If this search for a plausible interpretation sounds a bit like doing literary criticism, that is not entirely off the mark. Just as literary criticism is the application of the intellect to understand literature, so too the discernment of words is the application of the intellect to understanding the promptings of the Spirit. On the other hand, we must remember that this is a work of the Spirit. We do not simply wait for the tiniest minutia and then hyper-analyze it to detect the Holy Spirit's movement. Instead, the Holy Spirit should guide the entire activity, through our emotions, our imagination and our intellect, all working in concert.

But how do I know a prompting is from the Spirit and not just from me?
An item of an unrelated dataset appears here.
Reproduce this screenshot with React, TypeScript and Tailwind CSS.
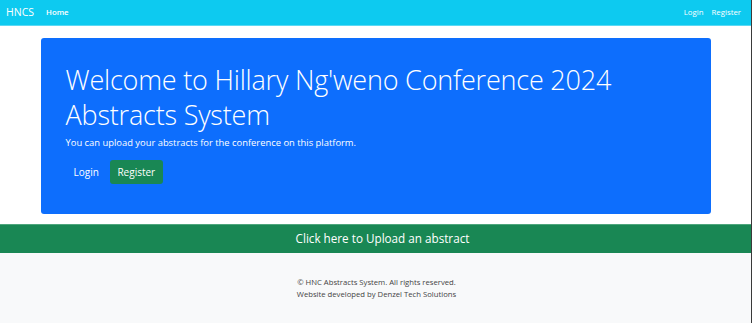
export default function App() {
  return (
    <div className="min-h-[323px] w-full border-r border-[#3a3a3a] bg-white font-['Open_Sans',sans-serif] flex flex-col">
      <nav className="h-[26px] bg-[#0dcaf0] flex items-center justify-between px-[6px] border-b border-[#5bd9f4]">
        <div className="flex items-center">
          <span className="text-white text-[10.5px] mr-[12px]">HNCS</span>
          <a className="text-white text-[7.8px] font-semibold">Home</a>
        </div>
        <div className="flex items-center gap-[8px] pr-[4px]">
          <a className="text-white text-[7.8px]">Login</a>
          <a className="text-white text-[7.8px]">Register</a>
        </div>
      </nav>

      <div className="pt-[12px] pb-[10px]">
        <div className="mx-auto w-[670px] h-[176px] bg-[#0d6efd] rounded-[3px] pl-[25px] pt-[24px]">
          <h1 className="text-white font-light text-[27px] leading-[35px] tracking-[-0.2px]">
            Welcome to Hillary Ng'weno Conference 2024
            <br />
            Abstracts System
          </h1>
          <p className="text-white text-[9.4px] leading-[15px] mt-[3px]">
            You can upload your abstracts for the conference on this platform.
          </p>
          <div className="flex items-center mt-[10px]">
            <a className="text-white text-[10px] px-[8px] h-[24px] flex items-center">Login</a>
            <a className="ml-[3px] bg-[#198754] text-white text-[10px] rounded-[3px] w-[53px] h-[24px] flex items-center justify-center">
              Register
            </a>
          </div>
        </div>
      </div>

      <a className="h-[29px] bg-[#198754] border-t border-[#4ea67d] flex items-center justify-center pl-[14px] text-white text-[11.7px]">
        Click here to Upload an abstract
      </a>

      <footer className="flex-1 bg-[#f8f9fa] flex flex-col items-center pt-[24px] pl-[2px] text-[7.7px] leading-[11.5px] text-[#444]">
        <p>© HNC Abstracts System. All rights reserved.</p>
        <p>Website developed by Denzel Tech Solutions</p>
      </footer>
    </div>
  );
}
This is a question that does not particularly bother me. On most occasions, I suspect that the big prophetic words I receive from the Lord, the sort of thing that comes only once every year or two, are 90% me and 10% the Holy Spirit. This sounds like a fairly poor ratio, so why my optimism? Put simply, I trust the Spirit's ability to transform and fill anything He touches. Moreover, as we have been discussing, if my imagination and intellect and emotions are good things, created by God, and if I have been working to mold and form them according to His ways and purposes, they are already a kind of revelation. Adding just a dash of uncut Holy Spirit can make that potent. I do not need to hear voices from the clouds to believe God is at work.